GIVEN DATA:
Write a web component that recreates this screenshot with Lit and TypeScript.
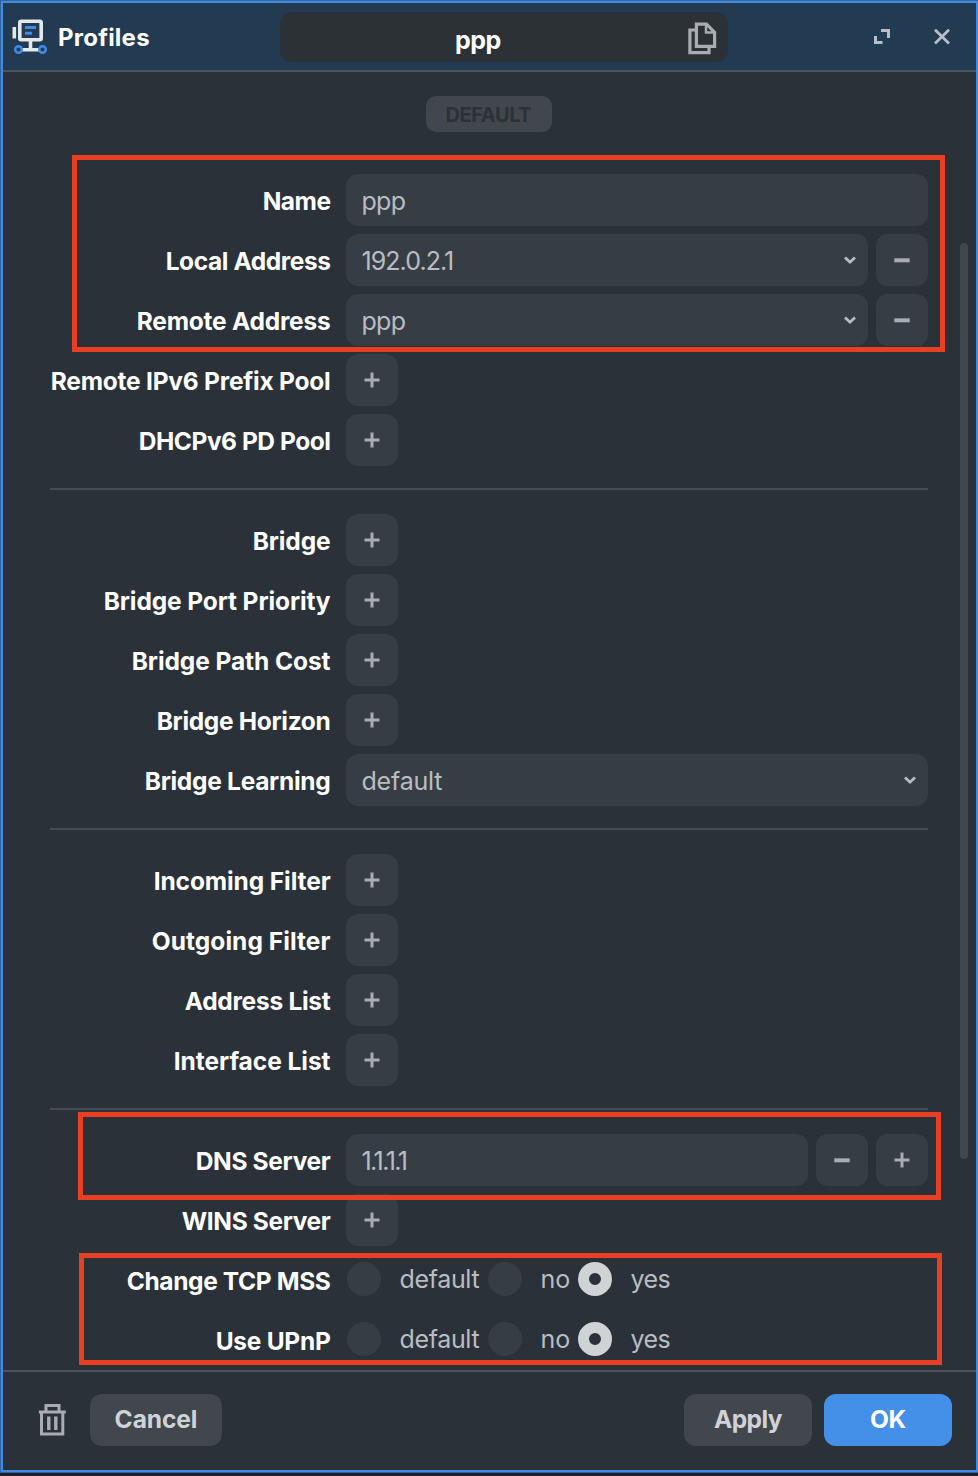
import { LitElement, html, svg, css, nothing } from "lit";
import { customElement, property } from "lit/decorators.js";

type Row = {
  label: string;
  width: number;
  kind: "text" | "select" | "add" | "radio";
  value?: string;
  valueWidth?: number;
  actions?: string[];
};

const groups: Row[][] = [
  [
    { label: "Name", width: 67, kind: "text", value: "ppp", valueWidth: 43 },
    { label: "Local Address", width: 164, kind: "select", value: "192.0.2.1", valueWidth: 91, actions: ["minus"] },
    { label: "Remote Address", width: 193, kind: "select", value: "ppp", valueWidth: 43, actions: ["minus"] },
    { label: "Remote IPv6 Prefix Pool", width: 279, kind: "add" },
    { label: "DHCPv6 PD Pool", width: 191, kind: "add" },
  ],
  [
    { label: "Bridge", width: 77, kind: "add" },
    { label: "Bridge Port Priority", width: 226, kind: "add" },
    { label: "Bridge Path Cost", width: 198, kind: "add" },
    { label: "Bridge Horizon", width: 173, kind: "add" },
    { label: "Bridge Learning", width: 185, kind: "select", value: "default", valueWidth: 80 },
  ],
  [
    { label: "Incoming Filter", width: 176, kind: "add" },
    { label: "Outgoing Filter", width: 178, kind: "add" },
    { label: "Address List", width: 145, kind: "add" },
    { label: "Interface List", width: 156, kind: "add" },
  ],
  [
    { label: "DNS Server", width: 134, kind: "text", value: "1.1.1.1", valueWidth: 44, actions: ["minus", "plus"] },
    { label: "WINS Server", width: 148, kind: "add" },
    { label: "Change TCP MSS", width: 203, kind: "radio" },
    { label: "Use UPnP", width: 114, kind: "radio" },
  ],
];

const glyphs: Record<string, unknown> = {
  plus: svg`<path d="M8 0.5V15.5M0.5 8H15.5" stroke-width="3"/>`,
  minus: svg`<path d="M0.3 8.3H15.7" stroke-width="4"/>`,
  chevron: svg`<path d="M3 5.5L8 10.2L13 5.5" stroke-width="2.8"/>`,
};
const glyph = (name: string) =>
  html`<svg width="16" height="16" viewBox="0 0 16 16" fill="none" stroke="currentColor">${glyphs[name]}</svg>`;

/* One line of text whose tracking is adjusted to reach a set width. */
@customElement("fit-text")
class FitText extends LitElement {
  @property({ type: Number }) width = 0;
  static styles = css`
    :host { display: inline-block; white-space: pre; }
  `;
  render() {
    return html`<slot></slot>`;
  }
  firstUpdated() {
    const count = (this.textContent ?? "").length;
    const natural = this.getBoundingClientRect().width;
    const step = (this.width + 0.8 - natural) / count;
    this.style.letterSpacing = `${step.toFixed(3)}px`;
  }
}

@customElement("app-root")
class AppRoot extends LitElement {
  static styles = css`
    :host {
      display: block;
      position: relative;
      box-sizing: border-box;
      width: 978px;
      height: 1476px;
      padding: 1px 0 4px 1px;
      overflow: hidden;
      background: #1d2127;
      font: 400 25px/52px Inter, sans-serif;
      color: #b9bdc1;
    }
    * { box-sizing: border-box; }
    svg { display: block; flex: none; }
    .window {
      height: 1471px;
      display: flex;
      flex-direction: column;
      background: #2b3138;
      border: 2px solid #428be2;
      box-shadow: 0 0 0 1px #31649c;
    }
    header {
      height: 69px;
      flex: none;
      display: grid;
      grid-template-columns: 277px 448px 1fr;
      align-items: start;
      background: #233a53;
      border-bottom: 2px solid #4b5259;
    }
    .brand { display: flex; align-items: center; gap: 10px; height: 67px; padding-left: 7px; color: #fff; font-weight: 700; font-size: 24px; }
    .brand svg { margin-top: -2px; }
    .brand fit-text { padding-top: 2px; }
    .title {
      height: 50px;
      margin-top: 9px;
      border-radius: 12px;
      background: #2c3136;
      display: grid;
      grid-template-columns: 1fr auto;
      align-items: center;
      padding: 0 11px 0 175px;
      color: #fff;
      font-weight: 700;
    }
    .title fit-text { justify-self: start; padding-top: 2px; }
    .title svg { margin-top: -2px; }
    .tools { display: flex; justify-content: flex-end; gap: 42px; padding: 25px 25px 0 0; color: #b6bec6; }
    main { flex: 1; min-height: 0; display: flex; padding-left: 47px; overflow: hidden; }
    .form { width: 878px; flex: none; padding-top: 24px; }
    .badge {
      width: 126px;
      height: 36px;
      margin: 0 0 42px 376px;
      border-radius: 10px;
      background: #42474e;
      color: #2c3137;
      font-weight: 700;
      font-size: 20px;
      line-height: 38px;
      padding-left: 19.5px;
    }
    .group { display: grid; gap: 8px; }
    .group + .group { margin-top: 22px; padding-top: 24px; border-top: 2px solid #464c53; }
    .row { display: grid; grid-template-columns: 280px 582px; gap: 16px; height: 52px; }
    .label { height: 52px; text-align: right; color: #fff; font-weight: 700; font-size: 24.5px; padding-top: 1px; }
    .label fit-text { margin-right: -0.5px; }
    .controls { display: flex; gap: 8px; }
    .field {
      flex: 1;
      display: flex;
      align-items: center;
      justify-content: space-between;
      height: 52px;
      padding: 0 10px 0 15.5px;
      border-radius: 12px;
      background: #373d45;
    }
    .field fit-text { padding-top: 2.5px; }
    .square {
      width: 52px;
      height: 52px;
      display: grid;
      place-items: center;
      border-radius: 12px;
      background: #373d45;
      color: #a9adb1;
    }
    .radios { display: flex; align-items: center; height: 50px; padding-left: 0.5px; }
    .dot { width: 34px; height: 34px; margin-right: 19px; border-radius: 50%; background: #373d45; }
    .dot.on { border: 11.5px solid #d0d3d6; background: #2b3138; }
    .option { width: 88px; }
    .option.short { width: 37px; }
    .bar { width: 8px; height: 916px; margin: 171px 0 0 32px; border-radius: 4px; background: #41474f; }
    footer {
      height: 100px;
      flex: none;
      display: flex;
      border-top: 2px solid #4b5259;
      padding: 22px 24px 0 35px;
      font-weight: 700;
      font-size: 24.5px;
      line-height: 51px;
      color: #d0d3d6;
    }
    footer svg { margin: 9px 24px 0 0; color: #a9adb1; }
    .button { width: 128px; height: 52px; border-radius: 12px; background: #42464d; text-align: center; }
    .cancel { width: 132px; margin-right: auto; }
    .ok { margin-left: 12px; background: #4490e9; color: #fff; }
    .mark { position: absolute; border: 5px solid #e93f25; }
    .mark.address { left: 72px; top: 155px; width: 873px; height: 197px; }
    .mark.dns { left: 78px; top: 1112px; width: 863px; height: 88px; }
    .mark.options { left: 79px; top: 1253px; width: 863px; height: 112px; }
  `;

  control(row: Row) {
    if (row.kind === "add") return html`<div class="square">${glyph("plus")}</div>`;
    if (row.kind === "radio")
      return html`<div class="radios">
        <i class="dot"></i><span class="option"><fit-text width="79">default</fit-text></span>
        <i class="dot"></i><span class="option short"><fit-text width="29">no</fit-text></span>
        <i class="dot on"></i><span><fit-text width="39">yes</fit-text></span>
      </div>`;
    return html`<div class="field">
        <fit-text width=${row.valueWidth ?? 0}>${row.value}</fit-text>
        ${row.kind === "select" ? glyph("chevron") : nothing}
      </div>
      ${(row.actions ?? []).map((name) => html`<div class="square">${glyph(name)}</div>`)}`;
  }

  render() {
    return html`
      <div class="window">
        <header>
          <div class="brand">
            <svg width="38" height="38" viewBox="10 16 38 38" fill="none">
              <g stroke="#e4e8ec" stroke-width="3.6">
                <rect x="19.8" y="20.2" width="21.4" height="18.6" rx="1.5" />
                <path d="M14.3 26V37.5M30.5 39V48.5M22 48.8H39" />
              </g>
              <g stroke="#3f8de8">
                <path d="M25 26.5H36M25 32.3H32" stroke-width="3" />
                <circle cx="18.5" cy="48.5" r="3.3" stroke-width="2.4" />
                <circle cx="42.5" cy="48.5" r="3.3" stroke-width="2.4" />
              </g>
            </svg>
            <fit-text width="91">Profiles</fit-text>
          </div>
          <div class="title">
            <fit-text width="45">ppp</fit-text>
            <svg width="30" height="34" viewBox="687 21 30 34" fill="none" stroke="#a9adb1" stroke-width="3.2">
              <path d="M695.5 30H689.9V52.6H709V47" />
              <path d="M696.4 24.2H706.5L714.6 32.3V46.3H696.4Z" />
              <path d="M706 24.5V32.5H714" stroke-width="2.4" />
            </svg>
          </div>
          <div class="tools">
            <svg width="18" height="18" viewBox="873 28 18 18" fill="none" stroke="currentColor" stroke-width="3">
              <path d="M881 30.5H888.5V38M875.5 36V42.5H882.5" />
            </svg>
            <svg width="18" height="18" viewBox="933 28 18 18" fill="none" stroke="currentColor" stroke-width="2.8">
              <path d="M935 29.8L949 43.5M949 29.8L935 43.5" />
            </svg>
          </div>
        </header>
        <main>
          <div class="form">
            <div class="badge"><fit-text width="85">DEFAULT</fit-text></div>
            ${groups.map(
              (rows) => html`<section class="group">
                ${rows.map(
                  (row) => html`<div class="row">
                    <div class="label"><fit-text width=${row.width}>${row.label}</fit-text></div>
                    <div class="controls">${this.control(row)}</div>
                  </div>`
                )}
              </section>`
            )}
          </div>
          <div class="bar"></div>
        </main>
        <footer>
          <svg width="28" height="34" viewBox="38 1403 28 34" fill="none" stroke="currentColor" stroke-width="3">
            <path d="M38.8 1412H65.8M46 1411V1405.5H59V1411M41.5 1413V1433.9H62.8V1413" />
            <path d="M48.8 1416.5V1430M55.8 1416.5V1430" stroke-width="3.4" />
          </svg>
          <div class="button cancel"><fit-text width="82">Cancel</fit-text></div>
          <div class="button"><fit-text width="67">Apply</fit-text></div>
          <div class="button ok"><fit-text width="35">OK</fit-text></div>
        </footer>
      </div>
      <div class="mark address"></div>
      <div class="mark dns"></div>
      <div class="mark options"></div>
    `;
  }
}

DIRECTION:
Work out how many lines of the data above hold the word "this", and write only the count.

WRITTEN ANSWER:
6